**Data lines:**
____

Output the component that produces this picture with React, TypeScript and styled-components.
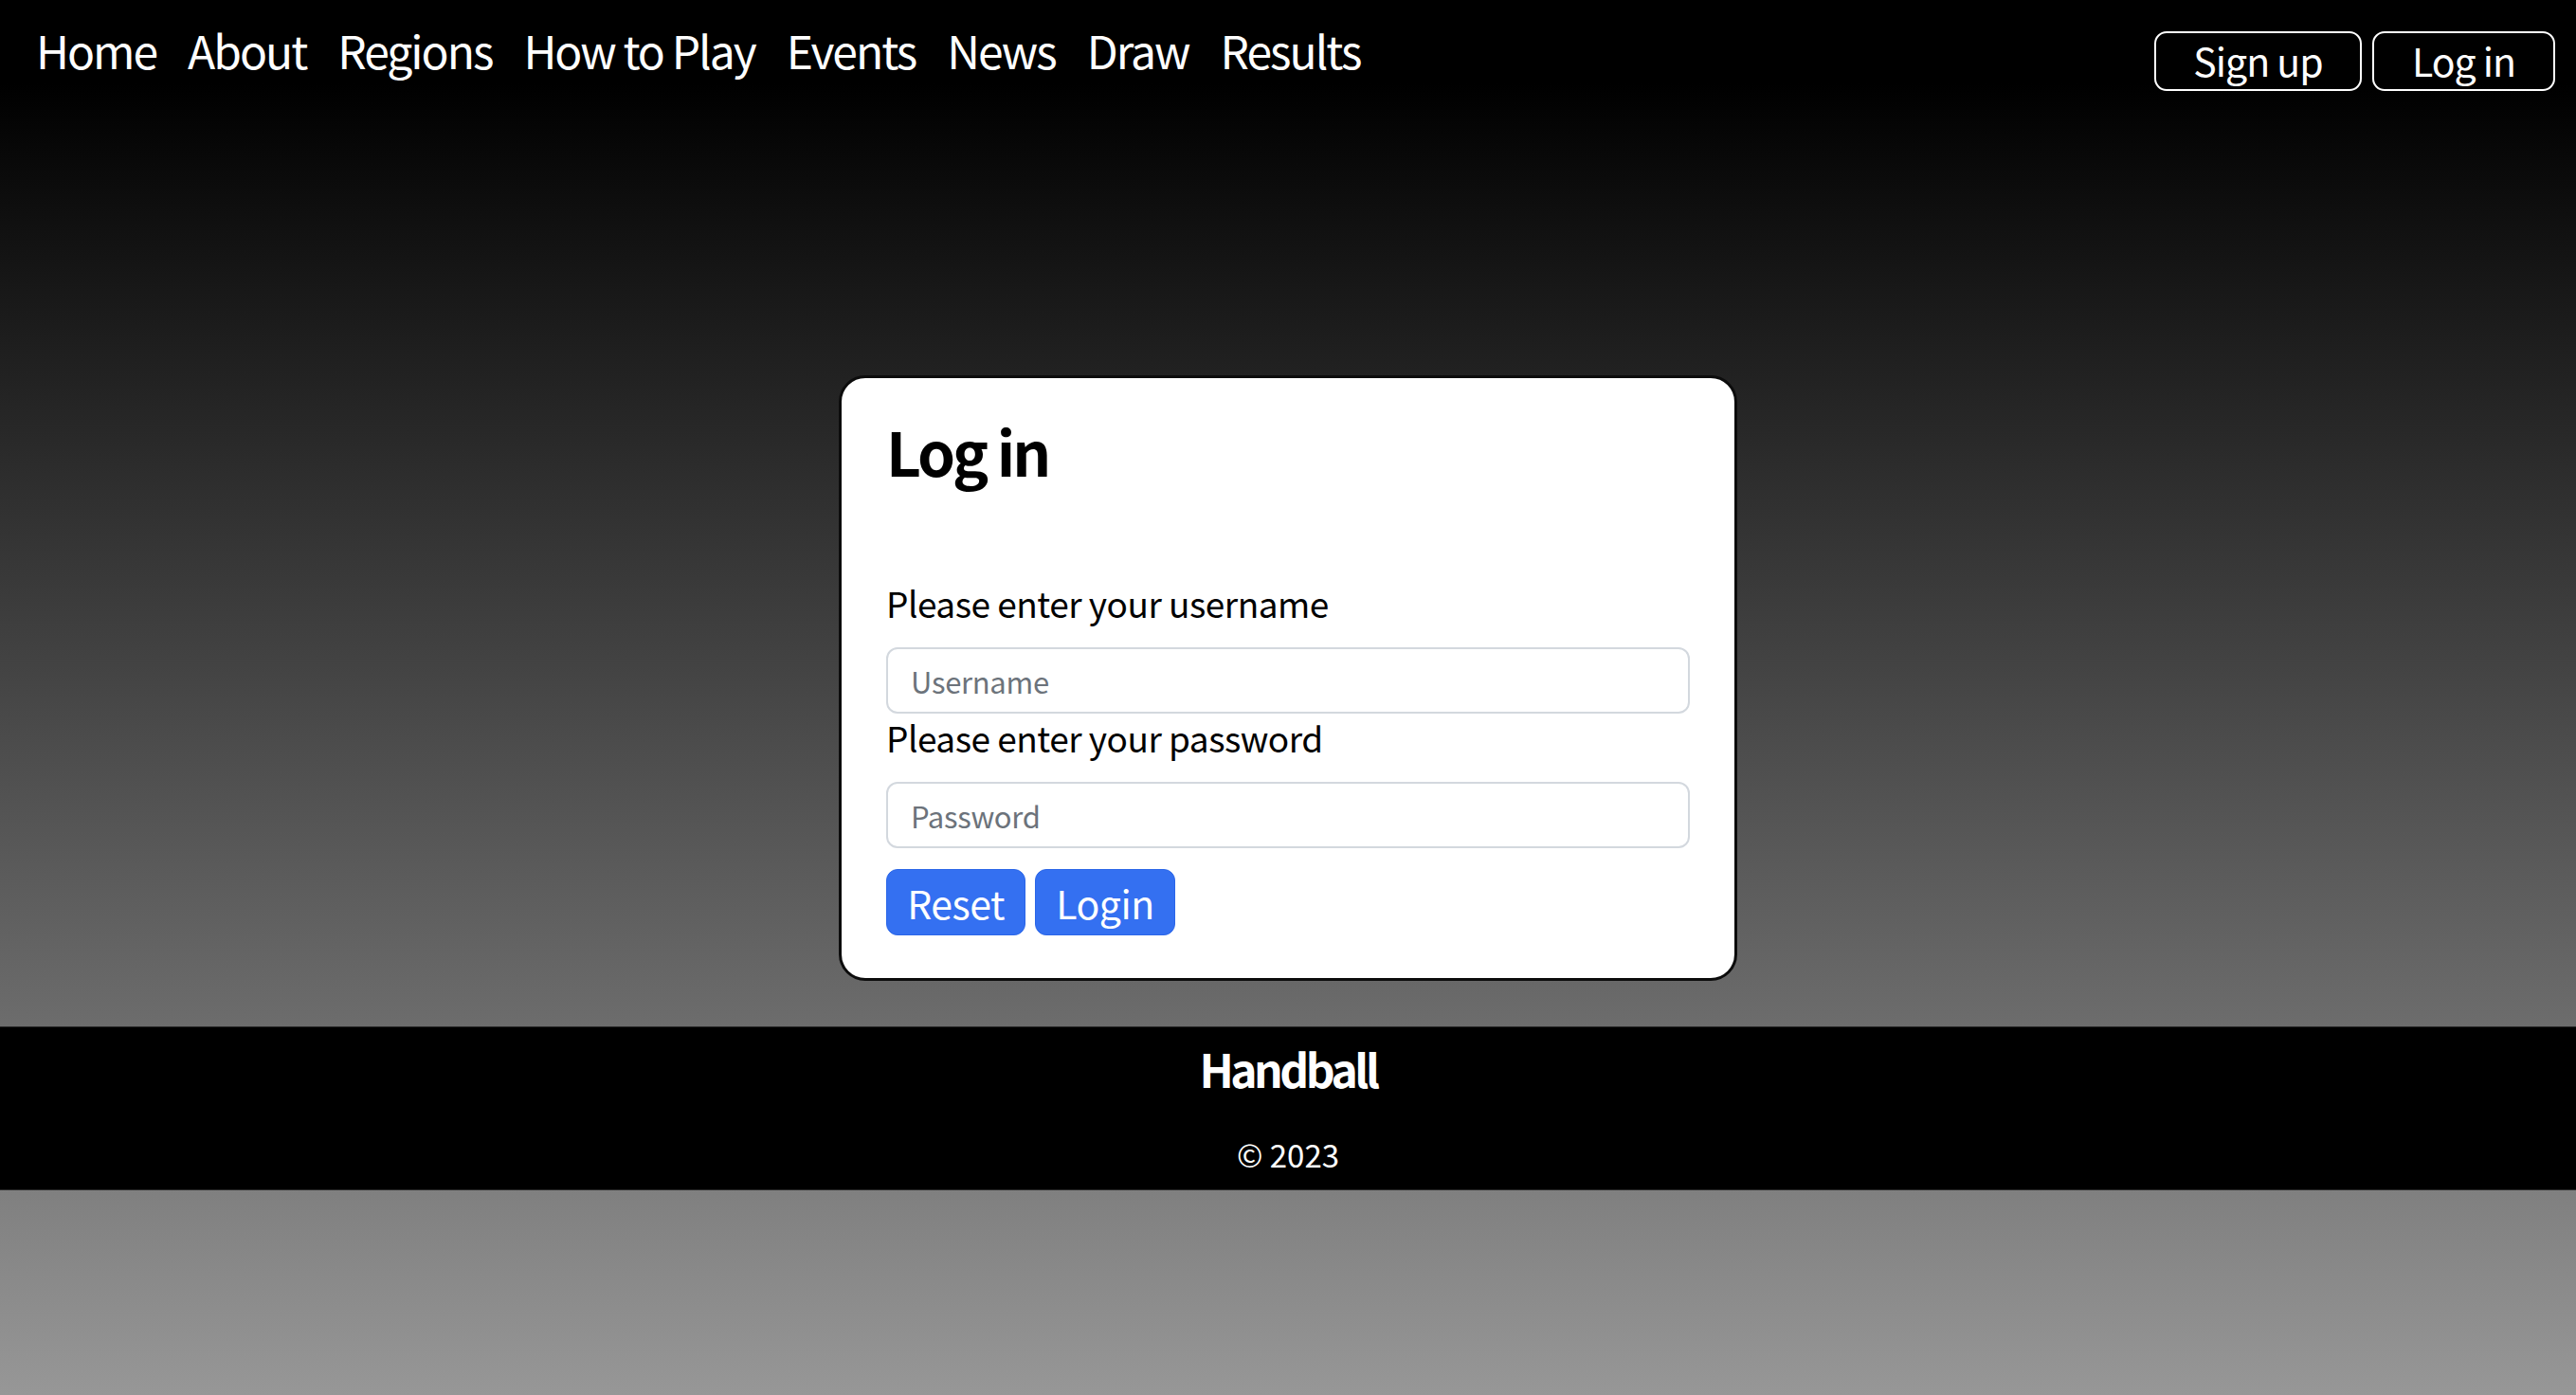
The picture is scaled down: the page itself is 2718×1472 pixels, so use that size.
import React from 'react';
import styled, { createGlobalStyle } from 'styled-components';

const GlobalStyle = createGlobalStyle`
  html, body {
    margin: 0;
    padding: 0;
    min-height: 100%;
  }

  body {
    min-height: 100vh;
    font-family: 'Noto Sans CJK KR', 'Noto Sans', sans-serif;
    background: linear-gradient(to bottom, #000 88px, #979797 100%) no-repeat;
    background-color: #979797;
  }
`;

const Page = styled.div`
  display: flex;
  flex-direction: column;
`;

const Header = styled.header`
  display: flex;
  justify-content: space-between;
  align-items: flex-start;
  padding: 23px 22px 0 38px;
`;

const Nav = styled.nav`
  display: flex;
  gap: 33px;
  margin-top: 3px;
`;

const NavLink = styled.a`
  color: #fff;
  font-size: 48px;
  line-height: 53px;
  letter-spacing: -2px;
  text-decoration: none;
  white-space: nowrap;
`;

const AuthButtons = styled.div`
  display: flex;
  gap: 11px;
  margin-top: 10px;
`;

const OutlineButton = styled.button<{ $width: number }>`
  display: flex;
  align-items: center;
  justify-content: center;
  width: ${({ $width }) => `${$width}px`};
  height: 63px;
  padding: 0 0 2px;
  background: transparent;
  border: 2px solid #fff;
  border-radius: 13px;
  color: #fff;
  font-family: inherit;
  font-size: 41px;
  letter-spacing: -1px;
  line-height: 1;
`;

const Main = styled.main`
  display: flex;
  justify-content: center;
  padding-top: 300px;
`;

const Card = styled.section`
  box-sizing: border-box;
  width: 948px;
  padding: 43px 47px 45px;
  background: #fff;
  border: 3px solid #0c0c0c;
  border-radius: 28px;
`;

const Title = styled.h1`
  margin: 0 0 108px;
  font-size: 64px;
  font-weight: 700;
  line-height: 67px;
  letter-spacing: -3px;
  color: #000;
`;

const Field = styled.div`
  display: flex;
  flex-direction: column;
`;

const Label = styled.label`
  font-size: 37px;
  line-height: 38px;
  letter-spacing: -0.5px;
  color: #000;
  margin-bottom: 28px;
`;

const Input = styled.input`
  box-sizing: border-box;
  width: 100%;
  height: 70px;
  margin-bottom: 6px;
  padding: 0 24px;
  border: 2px solid #d3d8de;
  border-radius: 12px;
  font-family: inherit;
  font-size: 31px;
  letter-spacing: -0.3px;
  color: #212529;
  outline: none;

  &::placeholder {
    color: #6c737b;
  }
`;

const ButtonRow = styled.div`
  display: flex;
  gap: 10px;
  margin-top: 16px;
`;

const PrimaryButton = styled.button<{ $width: number }>`
  display: flex;
  align-items: center;
  justify-content: center;
  width: ${({ $width }) => `${$width}px`};
  height: 70px;
  padding: 0;
  background: #3470f1;
  border: 1px solid #2b66e8;
  border-radius: 12px;
  color: #fff;
  font-family: inherit;
  font-size: 41px;
  letter-spacing: -0.5px;
  line-height: 1;
`;

const Footer = styled.footer`
  display: flex;
  flex-direction: column;
  align-items: center;
  margin-top: 48px;
  height: 173px;
  box-sizing: border-box;
  padding-top: 18px;
  background: #000;
  border-top: 1px solid #2a2a2a;
  border-bottom: 1px solid #2a2a2a;
  color: #fff;
`;

const Brand = styled.div`
  font-size: 48px;
  font-weight: 700;
  line-height: 51px;
  letter-spacing: -3.5px;
`;

const Copyright = styled.div`
  margin-top: 48px;
  font-size: 33px;
  line-height: 34px;
`;

const navItems = ['Home', 'About', 'Regions', 'How to Play', 'Events', 'News', 'Draw', 'Results'];

export default function App() {
  return (
    <Page>
      <GlobalStyle />
      <Header>
        <Nav>
          {navItems.map(item => (
            <NavLink key={item} href="#">
              {item}
            </NavLink>
          ))}
        </Nav>
        <AuthButtons>
          <OutlineButton $width={219}>Sign up</OutlineButton>
          <OutlineButton $width={193}>Log in</OutlineButton>
        </AuthButtons>
      </Header>
      <Main>
        <Card>
          <Title>Log in</Title>
          <Field>
            <Label htmlFor="username">Please enter your username</Label>
            <Input id="username" placeholder="Username" />
          </Field>
          <Field>
            <Label htmlFor="password">Please enter your password</Label>
            <Input id="password" type="password" placeholder="Password" />
          </Field>
          <ButtonRow>
            <PrimaryButton $width={147}>Reset</PrimaryButton>
            <PrimaryButton $width={148}>Login</PrimaryButton>
          </ButtonRow>
        </Card>
      </Main>
      <Footer>
        <Brand>Handball</Brand>
        <Copyright>© 2023</Copyright>
      </Footer>
    </Page>
  );
}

____

**Written exercise:** Restate the full listing verbatim and drop every picture.

**Correct response:**
Output the component that produces this picture with React, TypeScript and styled-components.
The picture is scaled down: the page itself is 2718×1472 pixels, so use that size.
import React from 'react';
import styled, { createGlobalStyle } from 'styled-components';

const GlobalStyle = createGlobalStyle`
  html, body {
    margin: 0;
    padding: 0;
    min-height: 100%;
  }

  body {
    min-height: 100vh;
    font-family: 'Noto Sans CJK KR', 'Noto Sans', sans-serif;
    background: linear-gradient(to bottom, #000 88px, #979797 100%) no-repeat;
    background-color: #979797;
  }
`;

const Page = styled.div`
  display: flex;
  flex-direction: column;
`;

const Header = styled.header`
  display: flex;
  justify-content: space-between;
  align-items: flex-start;
  padding: 23px 22px 0 38px;
`;

const Nav = styled.nav`
  display: flex;
  gap: 33px;
  margin-top: 3px;
`;

const NavLink = styled.a`
  color: #fff;
  font-size: 48px;
  line-height: 53px;
  letter-spacing: -2px;
  text-decoration: none;
  white-space: nowrap;
`;

const AuthButtons = styled.div`
  display: flex;
  gap: 11px;
  margin-top: 10px;
`;

const OutlineButton = styled.button<{ $width: number }>`
  display: flex;
  align-items: center;
  justify-content: center;
  width: ${({ $width }) => `${$width}px`};
  height: 63px;
  padding: 0 0 2px;
  background: transparent;
  border: 2px solid #fff;
  border-radius: 13px;
  color: #fff;
  font-family: inherit;
  font-size: 41px;
  letter-spacing: -1px;
  line-height: 1;
`;

const Main = styled.main`
  display: flex;
  justify-content: center;
  padding-top: 300px;
`;

const Card = styled.section`
  box-sizing: border-box;
  width: 948px;
  padding: 43px 47px 45px;
  background: #fff;
  border: 3px solid #0c0c0c;
  border-radius: 28px;
`;

const Title = styled.h1`
  margin: 0 0 108px;
  font-size: 64px;
  font-weight: 700;
  line-height: 67px;
  letter-spacing: -3px;
  color: #000;
`;

const Field = styled.div`
  display: flex;
  flex-direction: column;
`;

const Label = styled.label`
  font-size: 37px;
  line-height: 38px;
  letter-spacing: -0.5px;
  color: #000;
  margin-bottom: 28px;
`;

const Input = styled.input`
  box-sizing: border-box;
  width: 100%;
  height: 70px;
  margin-bottom: 6px;
  padding: 0 24px;
  border: 2px solid #d3d8de;
  border-radius: 12px;
  font-family: inherit;
  font-size: 31px;
  letter-spacing: -0.3px;
  color: #212529;
  outline: none;

  &::placeholder {
    color: #6c737b;
  }
`;

const ButtonRow = styled.div`
  display: flex;
  gap: 10px;
  margin-top: 16px;
`;

const PrimaryButton = styled.button<{ $width: number }>`
  display: flex;
  align-items: center;
  justify-content: center;
  width: ${({ $width }) => `${$width}px`};
  height: 70px;
  padding: 0;
  background: #3470f1;
  border: 1px solid #2b66e8;
  border-radius: 12px;
  color: #fff;
  font-family: inherit;
  font-size: 41px;
  letter-spacing: -0.5px;
  line-height: 1;
`;

const Footer = styled.footer`
  display: flex;
  flex-direction: column;
  align-items: center;
  margin-top: 48px;
  height: 173px;
  box-sizing: border-box;
  padding-top: 18px;
  background: #000;
  border-top: 1px solid #2a2a2a;
  border-bottom: 1px solid #2a2a2a;
  color: #fff;
`;

const Brand = styled.div`
  font-size: 48px;
  font-weight: 700;
  line-height: 51px;
  letter-spacing: -3.5px;
`;

const Copyright = styled.div`
  margin-top: 48px;
  font-size: 33px;
  line-height: 34px;
`;

const navItems = ['Home', 'About', 'Regions', 'How to Play', 'Events', 'News', 'Draw', 'Results'];

export default function App() {
  return (
    <Page>
      <GlobalStyle />
      <Header>
        <Nav>
          {navItems.map(item => (
            <NavLink key={item} href="#">
              {item}
            </NavLink>
          ))}
        </Nav>
        <AuthButtons>
          <OutlineButton $width={219}>Sign up</OutlineButton>
          <OutlineButton $width={193}>Log in</OutlineButton>
        </AuthButtons>
      </Header>
      <Main>
        <Card>
          <Title>Log in</Title>
          <Field>
            <Label htmlFor="username">Please enter your username</Label>
            <Input id="username" placeholder="Username" />
          </Field>
          <Field>
            <Label htmlFor="password">Please enter your password</Label>
            <Input id="password" type="password" placeholder="Password" />
          </Field>
          <ButtonRow>
            <PrimaryButton $width={147}>Reset</PrimaryButton>
            <PrimaryButton $width={148}>Login</PrimaryButton>
          </ButtonRow>
        </Card>
      </Main>
      <Footer>
        <Brand>Handball</Brand>
        <Copyright>© 2023</Copyright>
      </Footer>
    </Page>
  );
}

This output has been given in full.